I'm a woman, and my name is Tommie Christopher. People have always assumed I was lying about my name.

I'm a woman, and my name is Tommie Christopher. People have always assumed I was lying about my name.
  • I was given a hand-me-down name from my dad and his best friend.

  • Throughout my life, people teased me for my name or assumed I was lying about it.

  • As an adult, I see my name as a sign of strength and family history.

Being a girl with "Tommie" as a first name is one thing — but having "Christopher" as a middle name turned quirky into confusing. My name is a hand-me-down that came from my dad, Thomas/Tommy, and his late best friend, Christopher.

Despite what countless have asked, no, my parents did not expect nor want a son. This was going to be my name regardless of my sex, and as fate would have it, the pendulum swung in the direction that made my name more unorthodox. This has led to questioning of my honesty (like being told at the DMV if I wasn't going to "cooperate" with them over my name, I was breaking a law), my parents' sanity, even by my own family who broke out in disapproving screaming matches before my birth, and even my gender.

Growing up, my name caused issues for me

People have become more liberal with names over the last decade or so and no longer adhere so tightly to gendered expectations the way they did when I was growing up in the '90s and early 2000s. Having a name that sounded so distinctly 'male' caused problems for me.

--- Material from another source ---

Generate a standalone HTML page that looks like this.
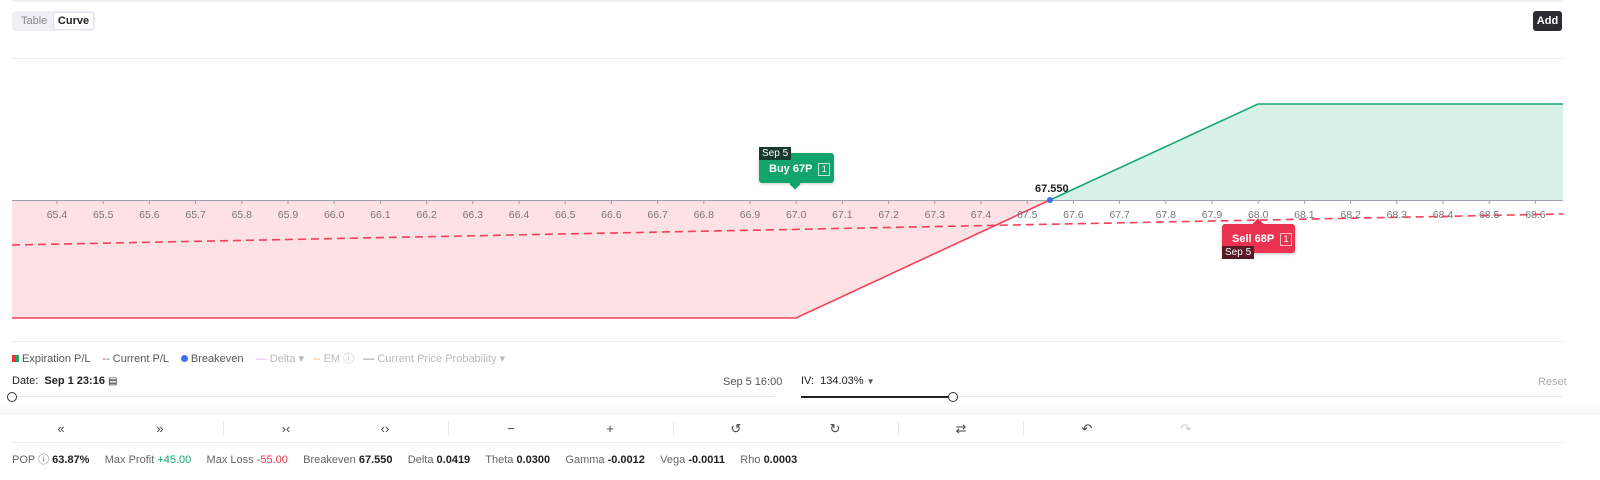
<!DOCTYPE html>
<html style="overflow:hidden;width:1600px;height:480px"><head><meta charset="utf-8"><style>
*{margin:0;padding:0;box-sizing:border-box}
body{width:1600px;height:480px;background:#fff;font-family:"Liberation Sans",sans-serif;position:relative;overflow:hidden;color:#222}
.a{position:absolute}
.t{font-size:11px;color:#555;white-space:nowrap}
</style></head><body>
<div class="a" style="left:12px;top:0;width:1551px;height:2px;background:#eef0f3"></div>
<div class="a" style="left:12px;top:11px;width:83px;height:20px;background:#eef0f4;border-radius:4px"></div>
<div class="a t" style="left:21px;top:15px;color:#888">Table</div>
<div class="a" style="left:53px;top:12px;width:41px;height:18px;background:#fff;border:1px solid #dde3ee;border-radius:3px;font-size:11px;font-weight:bold;text-align:center;line-height:16px">Curve</div>
<div class="a" style="left:1533px;top:11px;width:29px;height:20px;background:#2b2d31;border-radius:3px;color:#fff;font-size:11px;font-weight:bold;text-align:center;line-height:20px">Add</div>

<svg class="a" style="left:0;top:0" width="1600" height="345">
<line x1="12" y1="58.5" x2="1563" y2="58.5" stroke="#eee"/>
<line x1="12" y1="341.5" x2="1563" y2="341.5" stroke="#eee"/>
<polygon points="12,200 1050,200 796,318 12,318" fill="#fde1e4"/>
<polygon points="1050,200 1258,104 1563,104 1563,200" fill="#d8f2e6"/>
<line x1="12" y1="200.5" x2="1563" y2="200.5" stroke="#9aa0ac"/>
<polyline points="12,318 796,318 1050,200" fill="none" stroke="#f0405a" stroke-width="1.6"/>
<polyline points="1050,200 1258,104 1563,104" fill="none" stroke="#16a86c" stroke-width="1.6"/>
<line x1="12" y1="245" x2="1563" y2="214" stroke="#f0405a" stroke-width="1.6" stroke-dasharray="8,5"/>
<circle cx="1050" cy="200" r="3" fill="#3e6ff0"/>
<g id="ticks"></g>
</svg>
<div id="lbl"></div>
<div class="a" style="left:1035px;top:183px;font-size:11px;font-weight:bold">67.550</div>

<div class="a" style="left:759px;top:153px;width:75px;height:30px;background:#12a46a;border-radius:3px;box-shadow:0 1px 3px rgba(0,0,0,.2)"></div>
<div class="a" style="left:791px;top:180px;width:8px;height:8px;background:#12a46a;transform:rotate(45deg)"></div>
<div class="a" style="left:759px;top:147px;height:13px;padding:0 3px;background:#173a2d;color:#fff;font-size:10px;line-height:13px">Sep 5</div>
<div class="a" style="left:769px;top:163px;color:#fff;font-size:11px;font-weight:bold">Buy 67P <span style="display:inline-block;border:1px solid #bfe8d6;width:12px;height:13px;font-size:9px;text-align:center;line-height:11px;font-weight:normal;margin-left:3px">1</span></div>

<div class="a" style="left:1254px;top:220px;width:8px;height:8px;background:#ea3350;transform:rotate(45deg)"></div>
<div class="a" style="left:1222px;top:224px;width:73px;height:29px;background:#ea3350;border-radius:3px;box-shadow:0 1px 3px rgba(0,0,0,.25)"></div>
<div class="a" style="left:1232px;top:233px;color:#fff;font-size:11px;font-weight:bold">Sell 68P <span style="display:inline-block;border:1px solid #f8b5c0;width:12px;height:13px;font-size:9px;text-align:center;line-height:11px;font-weight:normal;margin-left:3px">1</span></div>
<div class="a" style="left:1222px;top:246px;height:13px;padding:0 3px;background:#5a1a25;color:#fff;font-size:10px;line-height:13px">Sep 5</div>

<div class="a t" style="left:12px;top:350px">
<span style="display:inline-block;width:7px;height:7px;background:linear-gradient(90deg,#e33 50%,#1a6 50%)"></span> Expiration P/L &nbsp;&nbsp;
<span style="color:#e33">-</span><span style="color:#1a6">-</span> Current P/L &nbsp;&nbsp;
<span style="display:inline-block;width:7px;height:7px;border-radius:50%;background:#3e6ff0"></span> Breakeven &nbsp;&nbsp;
<span style="color:#bbb"><span style="color:#d9a5e6">—</span> Delta ▾ &nbsp;&nbsp;<span style="color:#f4a070">--</span> EM ⓘ &nbsp;&nbsp;<span style="color:#888">—</span> Current Price Probability ▾</span></div>
<div class="a" style="left:12px;top:375px;font-size:11px">Date: &nbsp;<b>Sep 1 23:16</b> <span style="font-size:10px">▤</span></div>
<div class="a t" style="left:723px;top:376px">Sep 5 16:00</div>
<div class="a" style="left:12px;top:396px;width:762px;height:1px;background:#e6e6e6"></div>
<div class="a" style="left:7px;top:392px;width:10px;height:10px;border:1.5px solid #333;border-radius:50%;background:#fff"></div>
<div class="a" style="left:801px;top:375px;font-size:11px">IV: &nbsp;134.03% <span style="font-size:8px;color:#555">▼</span></div>
<div class="a t" style="left:1538px;top:376px;color:#aaa">Reset</div>
<div class="a" style="left:801px;top:396px;width:762px;height:1px;background:#e6e6e6"></div>
<div class="a" style="left:801px;top:396px;width:152px;height:2px;background:#222"></div>
<div class="a" style="left:948px;top:392px;width:10px;height:10px;border:1.5px solid #333;border-radius:50%;background:#fff"></div>
<div class="a" style="left:0;top:405px;width:1600px;height:10px;background:linear-gradient(#fff,#f6f6f6)"></div>
<div class="a" style="left:12px;top:442px;width:1551px;height:1px;background:#eee"></div>
<div id="icons"></div>
<div class="a" style="left:12px;top:451px;font-size:11px;color:#666;white-space:nowrap">POP ⓘ <b style="color:#222">63.87%</b>&nbsp;&nbsp;&nbsp;&nbsp; Max Profit <span style="color:#17a86a">+45.00</span>&nbsp;&nbsp;&nbsp;&nbsp; Max Loss <span style="color:#e9344f">-55.00</span>&nbsp;&nbsp;&nbsp;&nbsp; Breakeven <b style="color:#222">67.550</b>&nbsp;&nbsp;&nbsp;&nbsp; Delta <b style="color:#222">0.0419</b>&nbsp;&nbsp;&nbsp;&nbsp; Theta <b style="color:#222">0.0300</b>&nbsp;&nbsp;&nbsp;&nbsp; Gamma <b style="color:#222">-0.0012</b>&nbsp;&nbsp;&nbsp;&nbsp; Vega <b style="color:#222">-0.0011</b>&nbsp;&nbsp;&nbsp;&nbsp; Rho <b style="color:#222">0.0003</b></div>
<script>
var s='',g='';
for(var i=0;i<=32;i++){var v=654+i,x=57+i*46.2,lab=Math.floor(v/10)+'.'+(v%10);
g+='<line x1="'+x+'" y1="200" x2="'+x+'" y2="204" stroke="#9aa0ac"/>';
s+='<div class="a t" style="left:'+(x-12)+'px;top:209px;width:24px;text-align:center;color:#777;font-size:10.5px">'+lab+'</div>';}
document.getElementById('ticks').innerHTML=g;
document.getElementById('lbl').innerHTML=s;
var ic=[[61,'«'],[160,'»'],[286,'›‹'],[385,'‹›'],[511,'−'],[610,'+'],[736,'↺'],[835,'↻'],[961,'⇄'],[1087,'↶'],[1186,'↷']];
var h='';ic.forEach(function(c,k){h+='<div class="a" style="left:'+(c[0]-10)+'px;top:421px;width:20px;text-align:center;font-size:13px;color:'+(k==10?'#ccc':'#444')+'">'+c[1]+'</div>';});
[223,448,673,898,1023].forEach(function(x){h+='<div class="a" style="left:'+x+'px;top:422px;width:1px;height:14px;background:#e6e6e6"></div>';});
document.getElementById('icons').innerHTML=h;
</script>
</body></html>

Once, when my mom and I went to get my card at the Social Security office, staff tried to force her to undress me to prove my sex before they'd agree to mark 'female.' Now, people are realizing that when it comes to questions surrounding pronouns and gender, a respectful approach is better than one of attack, but I was not afforded much respect while growing up.

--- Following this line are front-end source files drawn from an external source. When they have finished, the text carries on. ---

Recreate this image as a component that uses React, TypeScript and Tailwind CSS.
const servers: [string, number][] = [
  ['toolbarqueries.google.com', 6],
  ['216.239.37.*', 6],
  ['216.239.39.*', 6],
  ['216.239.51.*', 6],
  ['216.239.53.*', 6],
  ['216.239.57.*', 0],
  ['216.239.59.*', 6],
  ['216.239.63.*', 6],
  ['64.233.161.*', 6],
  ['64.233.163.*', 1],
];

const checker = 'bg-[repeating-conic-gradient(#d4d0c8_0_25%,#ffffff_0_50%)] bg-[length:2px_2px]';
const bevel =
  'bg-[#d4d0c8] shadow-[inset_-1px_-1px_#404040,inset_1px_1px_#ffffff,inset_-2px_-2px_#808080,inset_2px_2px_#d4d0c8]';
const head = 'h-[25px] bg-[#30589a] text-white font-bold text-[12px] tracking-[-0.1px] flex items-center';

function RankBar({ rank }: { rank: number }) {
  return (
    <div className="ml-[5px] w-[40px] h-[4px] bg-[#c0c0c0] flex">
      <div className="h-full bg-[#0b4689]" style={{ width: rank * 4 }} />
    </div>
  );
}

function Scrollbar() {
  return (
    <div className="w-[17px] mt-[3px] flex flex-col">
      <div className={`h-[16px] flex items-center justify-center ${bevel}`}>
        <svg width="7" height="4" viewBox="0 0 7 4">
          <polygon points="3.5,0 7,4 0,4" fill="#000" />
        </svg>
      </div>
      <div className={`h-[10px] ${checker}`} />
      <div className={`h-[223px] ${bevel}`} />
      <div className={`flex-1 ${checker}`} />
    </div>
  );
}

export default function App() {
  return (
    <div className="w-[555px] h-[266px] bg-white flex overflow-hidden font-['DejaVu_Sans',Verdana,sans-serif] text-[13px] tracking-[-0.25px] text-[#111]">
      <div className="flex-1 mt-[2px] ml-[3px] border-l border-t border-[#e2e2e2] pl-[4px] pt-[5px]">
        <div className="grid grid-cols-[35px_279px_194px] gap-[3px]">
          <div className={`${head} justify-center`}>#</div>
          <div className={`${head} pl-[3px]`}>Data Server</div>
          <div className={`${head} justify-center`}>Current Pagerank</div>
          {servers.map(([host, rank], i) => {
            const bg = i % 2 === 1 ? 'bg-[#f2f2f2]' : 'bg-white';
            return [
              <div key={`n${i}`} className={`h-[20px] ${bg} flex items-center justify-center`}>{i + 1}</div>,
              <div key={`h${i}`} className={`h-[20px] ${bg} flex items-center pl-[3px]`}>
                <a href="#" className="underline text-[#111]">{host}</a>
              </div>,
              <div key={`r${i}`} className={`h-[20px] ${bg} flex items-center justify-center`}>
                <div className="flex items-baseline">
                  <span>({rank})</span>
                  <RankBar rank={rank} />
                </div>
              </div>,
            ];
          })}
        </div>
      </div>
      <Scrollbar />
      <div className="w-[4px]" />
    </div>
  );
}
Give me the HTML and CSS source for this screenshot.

It goes without saying that I got bullied. And while you might think the taunts came from the playground, adults were often the most cruel. I got kicked out of classrooms by teachers who thought I was pulling a fast one on them by insisting I was, in fact, myself during roll call. Some would purposefully call me different versions of my name, like "Tammy" or "Tomasina," despite my pleas for them not to.

When meeting new people, I was often faced with intrusive questions or comments about my gender, sex, and whether or not I was simply "confused" about my own identity. On multiple occasions, men had told me I was "too pretty to think I was a boy." An elementary school nurse once read my name and jokingly told me we would have to "go to the bathroom and see about that." From a young age, I was forced to advocate for my own body and privacy, and stood firm in my refusal to allow adults to rewrite my identity.

My name comes with family history

Alongside societal pushback, my name came with baggage. The best names come with history, and my history was of two rowdy fighters who made the streets and concert halls their home. One lost to gang violence, the other absent due to alcoholism and his own past, I had to decide at an extremely young age whether I was going to bring strength and pride to my name or get dragged down by it.

As Johnny Cash's "A Boy Named Sue" predicted, the world wasn't going to give me many other options aside from either crumbling beneath their rejection of both my name and namesakes or coming out swinging on the defense in confidence. Suffice it to say, I swung.

A name is the starting ground for identity. Through our names, we tell the world how to see us. And unique names are conversation starters and often storytellers of our past. I have added to the history of my familial name in a way I am proud of, changing the legacy of the men who came before me. And while my flight tickets often get changed to "Mr. Brown" (leaving me in a frenzy in an airport in France), and pharmacists accuse me of picking up someone else's prescriptions, there is no other name that could fit who I am or where I came from.

I am grateful to my parents for not only giving me no choice but to challenge social constructs and everyone I encounter. Thanks to them, my favorite part of any day is introducing myself.